If we are to pick winners in the food industry and in food companies, we must pick them departmentally. We must choose schemes where there is obvious demand and where a critical element must be addressed. The expert group on the food industry and the Culliton report always refer to the growing importance of the environment and the need for environmentally friendly practices as being the norm in agriculture. It is not simply for the purpose of a good image, these are now becoming critical viability issues for many farmers. The ability to deal with waste and farmyard pollution is an important factor in terms of the viability of many farmers, particularly in the small to middle income groups, and it must be addressed. When we consider that small level of capital investment in relative terms, probably an investment of £14,000 to £20,000 on average, it is obvious we have failed as a Department and from our resources of thousands of millions to deal with that issue for 18,000 farmers.
Yet at the other end of the chain, we will say that if we develop a food business and competitive companies, we will grant aid capital investment, provide repayable loans and increase the percentage of marketing initiatives. We are again putting the cart before the horse. As the Minister said, there is failure to integrate the farmyard with the supermarket in terms of maintaining not only the food link chain, but the quality assurance on which the modern sophisticated consumer not only in Europe, but in Ireland, insists if we are to have a market share for our food industry in the European Union.
The disease fee status of our herd is an important issue as people look at Irish food. This is another issue where there is a stand-off which should be resolved by the Minister. It is his job to ensure that we do not harm the image of the food industry. It is important to resolve these issues quickly because that is the name of the game, doing the job one is entrusted to do. We do not want hassle over this because it will create a huge problem for us internationally if we allow it to continue. It will be used by competitors in the same way as the live export issue was used. This has become a cut-throat business and if people put a black mark against us, we should do everything possible to remove it.

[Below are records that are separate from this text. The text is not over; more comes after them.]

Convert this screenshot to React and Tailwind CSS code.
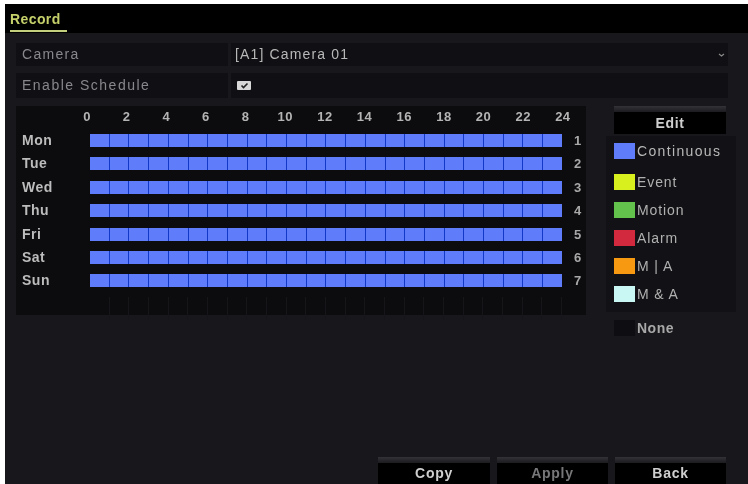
import React from 'react';

const days = ['Mon', 'Tue', 'Wed', 'Thu', 'Fri', 'Sat', 'Sun'];
const hours = [0, 2, 4, 6, 8, 10, 12, 14, 16, 18, 20, 22, 24];
const cells = Array.from({ length: 24 }, (_, i) => i);

const legend = [
  { label: 'Event', swatch: 'bg-[#d9f01f]' },
  { label: 'Motion', swatch: 'bg-[#62c24c]' },
  { label: 'Alarm', swatch: 'bg-[#d3293f]' },
  { label: 'M | A', swatch: 'bg-[#f79a12]' },
  { label: 'M & A', swatch: 'bg-[#c9f8f4]' },
];

const ActionButton = ({ label, dim = false, className = '' }) => (
  <div className={`flex flex-col ${className}`}>
    <div className="h-[6px] bg-gradient-to-b from-[#333337] to-[#1c1c20]" />
    <div className={`flex flex-1 items-center justify-center bg-black text-[14px] font-bold tracking-[0.7px] ${dim ? 'text-[#77777a]' : 'text-[#cfcfcf]'}`}>
      {label}
    </div>
  </div>
);

const ScheduleRow = ({ day, index }) => (
  <div className="flex h-[23.4px] items-start">
    <div className="w-[74px] pl-[6px] text-[14px] leading-[15px] font-bold tracking-[0.5px] text-[#bcbcbc]">{day}</div>
    <div className="mt-[1px] flex h-[13px] w-[472px] bg-[#1238c8]">
      {cells.map((c) => (
        <div key={c} className="flex-1 border-r border-[#1238c8] bg-[#5f7cfb] last:border-r-0" />
      ))}
    </div>
    <div className="ml-[12px] text-[13px] leading-[15px] font-bold text-[#a8a8a8]">{index}</div>
  </div>
);

export default function App() {
  return (
    <div className="h-[484px] w-[748px] overflow-hidden bg-white pt-[4px] pl-[5px] font-['Liberation_Sans',Arial,sans-serif]">
      <div className="flex h-[480px] flex-col bg-[#17171c] blur-[0.5px]">
        {/* title bar */}
        <div className="h-[29px] shrink-0 bg-black pl-[5px] pt-[8px]">
          <div className="w-[57px] border-b-2 border-[#c3cf7c] pb-[3px] text-[14px] leading-[15px] font-bold tracking-[0.4px] text-[#c5d06a]">
            Record
          </div>
        </div>

        <div className="flex flex-1 flex-col pl-[11px] pt-[10px]">
          {/* settings rows */}
          <div className="flex h-[23px] w-[712px] gap-[3px]">
            <div className="flex w-[212px] items-center bg-[#101014] pl-[6px] text-[14px] tracking-[1.3px] text-[#88888c]">Camera</div>
            <div className="flex flex-1 items-center justify-between bg-[#101014] pr-[3px] pl-[4px] text-[14px] tracking-[1.15px] text-[#b8b8b8]">
              <span>[A1] Camera 01</span>
              <svg width="7" height="4" viewBox="0 0 7 4"><path d="M1 1 L3.5 3 L6 1" fill="none" stroke="#8a8a8a" strokeWidth="1.2" /></svg>
            </div>
          </div>
          <div className="mt-[7px] flex h-[25px] w-[712px] gap-[3px]">
            <div className="flex w-[212px] items-center bg-[#101014] pl-[6px] text-[14px] tracking-[1.5px] text-[#88888c]">Enable Schedule</div>
            <div className="flex flex-1 items-center bg-[#101014] pl-[6px]">
              <div className="flex h-[9px] w-[14px] items-center justify-center rounded-[1px] bg-[#d8d8d8]">
                <svg width="9" height="7" viewBox="0 0 9 7"><path d="M1.5 3.5 L3.5 5.5 L7.5 1.5" fill="none" stroke="#222" strokeWidth="1.6" /></svg>
              </div>
            </div>
          </div>

          <div className="mt-[8px] flex">
            {/* schedule grid */}
            <div className="h-[209px] w-[570px] shrink-0 bg-[#0c0c0f]">
              <div className="ml-[71px] flex h-[27px] w-[476px] justify-between pt-[4px]">
                {hours.map((h) => (
                  <div key={h} className="flex w-0 justify-center text-[13px] leading-[14px] font-bold tracking-[0.5px] text-[#b4b4b4]">{h}</div>
                ))}
              </div>
              {days.map((d, i) => (
                <ScheduleRow key={d} day={d} index={i + 1} />
              ))}
              <div className="ml-[74px] flex h-[24px] w-[472px]">
                {cells.map((c) => (
                  <div key={c} className="flex-1 border-r border-[#16161a]" />
                ))}
              </div>
            </div>

            {/* edit + legend */}
            <div className="ml-[20px] flex w-[130px] flex-col">
              <ActionButton label="Edit" className="ml-[8px] h-[28px] w-[112px]" />
              <div className="mt-[2px] h-[176px] bg-[#121216] pl-[8px] pt-[7px]">
                <div className="mb-[15px] flex h-[16px] items-center">
                  <div className="h-[16px] w-[21px] bg-[#5f7cfb]" />
                  <span className="ml-[2px] text-[14px] tracking-[1.35px] text-[#b8b8b8]">Continuous</span>
                </div>
                <div className="flex flex-col gap-[12px]">
                  {legend.map((item) => (
                    <div key={item.label} className="flex h-[16px] items-center">
                      <div className={`h-[16px] w-[21px] ${item.swatch}`} />
                      <span className="ml-[2px] text-[14px] tracking-[0.9px] text-[#b0b0b0]">{item.label}</span>
                    </div>
                  ))}
                </div>
              </div>
              <div className="mt-[8px] flex h-[16px] items-center pl-[8px]">
                <div className="h-[16px] w-[21px] bg-[#0e0e12]" />
                <span className="ml-[2px] text-[14px] font-bold tracking-[0.5px] text-[#a8a8a8]">None</span>
              </div>
            </div>
          </div>

          {/* bottom buttons */}
          <div className="mt-auto flex h-[27px] pl-[362px]">
            <ActionButton label="Copy" className="w-[112px]" />
            <ActionButton label="Apply" dim className="ml-[7px] w-[111px]" />
            <ActionButton label="Back" className="ml-[7px] w-[111px]" />
          </div>
        </div>
      </div>
    </div>
  );
}
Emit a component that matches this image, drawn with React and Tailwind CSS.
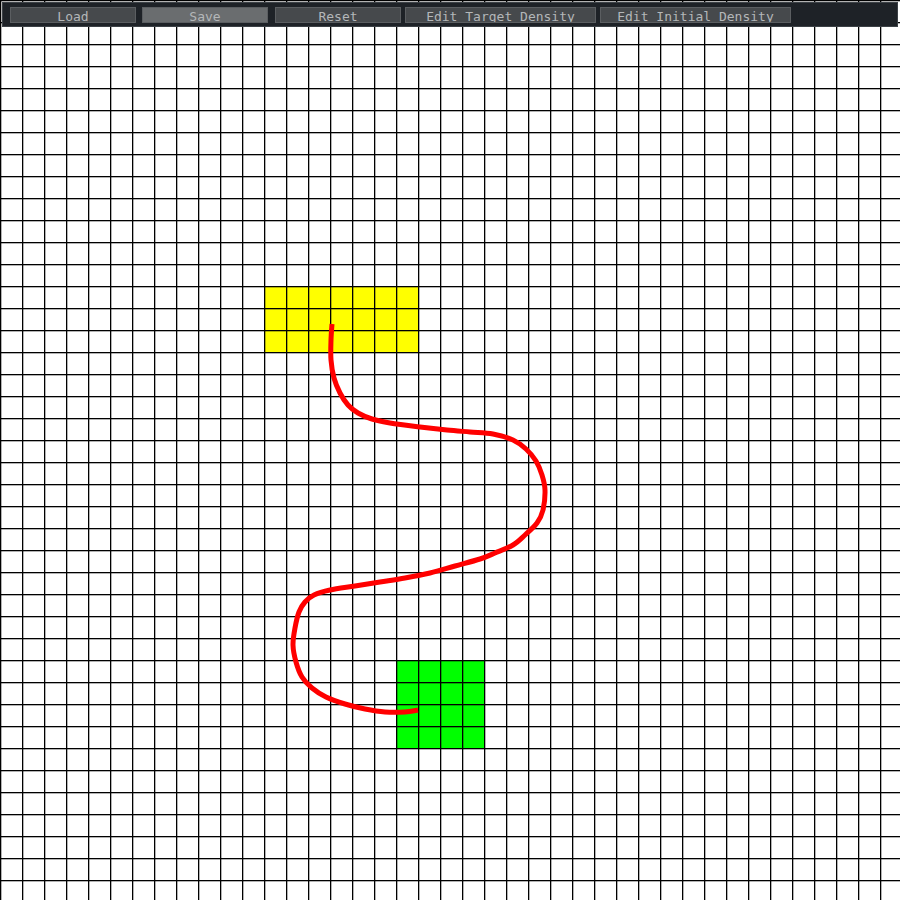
import React from "react";

const CELL = 22;
const LINES = Array.from({ length: 41 }, (_, i) => i * CELL);

// filled cells: [col, row, cols, rows, colour]
const BLOCKS = [
  [12, 13, 7, 3, "#ffff00"],
  [18, 30, 4, 4, "#00ff00"],
];

const PATH_POINTS = [
  [332, 324], [331, 340], [331, 360], [334, 378], [340, 393], [348, 405],
  [358, 413], [372, 419], [390, 423], [420, 427], [447, 430], [470, 432],
  [493, 434], [513, 440], [526, 449], [536, 461], [542, 475], [545, 490],
  [543, 510], [537, 523], [525, 535], [513, 545], [495, 553], [480, 559],
  [455, 566], [430, 573], [405, 578], [380, 582], [355, 586], [330, 590],
  [314, 595], [305, 602], [299, 612], [295, 628], [293, 645], [296, 662],
  [302, 677], [312, 688], [326, 697], [345, 704], [365, 709], [385, 712],
  [405, 712], [418, 710],
];

// catmull-rom -> cubic bezier so the stroke reads as one smooth hand-drawn line
function smoothPath(pts) {
  let d = `M${pts[0][0]},${pts[0][1]}`;
  for (let i = 0; i < pts.length - 1; i++) {
    const p0 = pts[i - 1] || pts[i];
    const p1 = pts[i];
    const p2 = pts[i + 1];
    const p3 = pts[i + 2] || p2;
    const c1x = p1[0] + (p2[0] - p0[0]) / 6;
    const c1y = p1[1] + (p2[1] - p0[1]) / 6;
    const c2x = p2[0] - (p3[0] - p1[0]) / 6;
    const c2y = p2[1] - (p3[1] - p1[1]) / 6;
    d += ` C${c1x},${c1y} ${c2x},${c2y} ${p2[0]},${p2[1]}`;
  }
  return d;
}

const BUTTONS = [
  { label: "Load", w: "w-[126px]", bg: "bg-[#46494c]", ml: "ml-0" },
  { label: "Save", w: "w-[126px]", bg: "bg-[#6a6d6f]", ml: "ml-[6px]" },
  { label: "Reset", w: "w-[126px]", bg: "bg-[#46494c]", ml: "ml-[7px]" },
  { label: "Edit Target Density", w: "w-[191px]", bg: "bg-[#46494c]", ml: "ml-[4px]" },
  { label: "Edit Initial Density", w: "w-[191px]", bg: "bg-[#46494c]", ml: "ml-[4px]" },
];

function Grid() {
  return (
    <svg width="900" height="900" viewBox="0 0 900 900" className="block">
      <rect width="900" height="900" fill="#ffffff" />
      {BLOCKS.map(([c, r, w, h, fill], i) => (
        <rect key={i} x={c * CELL} y={r * CELL} width={w * CELL} height={h * CELL} fill={fill} />
      ))}
      {LINES.map((p) => (
        <rect key={"v" + p} x={p} y="0" width="1.3" height="900" fill="#000" />
      ))}
      {LINES.map((p) => (
        <rect key={"h" + p} x="0" y={p} width="900" height="1.3" fill="#000" />
      ))}
      <path
        d={smoothPath(PATH_POINTS)}
        fill="none"
        stroke="#ff0000"
        strokeWidth="5"
        strokeLinejoin="round"
      />
    </svg>
  );
}

export default function App() {
  return (
    <div className="relative w-[900px] h-[900px] bg-white overflow-hidden">
      <Grid />

      {/* toolbar floats over the canvas */}
      <div className="absolute left-[2px] top-[2px] w-[896px] h-[25px] bg-[#1e2227] border border-[#3c4146] flex items-start pl-[7px] pt-[4px]">
        {BUTTONS.map((b) => (
          <div
            key={b.label}
            className={`${b.w} ${b.bg} ${b.ml} h-[16px] overflow-hidden border border-[#5b5e61] text-[#b4b7b9] text-[13px] leading-[15px] pt-[1px] text-center font-['DejaVu_Sans_Mono',monospace] whitespace-pre`}
          >
            {b.label}
          </div>
        ))}
      </div>
    </div>
  );
}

I understand that every Minister faces vested interest pressures and problems in Departments. We must find a solution to this problem. We do not need stand-offs because there are enough in our supermarket chains at present where people are being hurt. We can solve this problem if the Minister has the goodwill and political ability to do so. I encourage him to do so as quickly as possible. The appointment by the Minister for the Marine of a person from the fishing industry was included in the definition of food in the original Bill but discussions had not been completed with an Bord Iascaigh Mhara at the time. I am glad the Minister now has the opportunity to complete that process by making the appointment.
I have no objection in principle to the fact that he is making these appointments and I hope board members realise that their job is to address the board's agenda and not to bring others to it. A shared vision for the producer and processor will determine not only how effective this board will be, but how effective the food industry will be in meeting the targets it has set itself and which have been set for it by the Department and the Minister in the Structural Fund allocations. I wish whoever is appointed to the board well, they will have our full co-operation and assistance.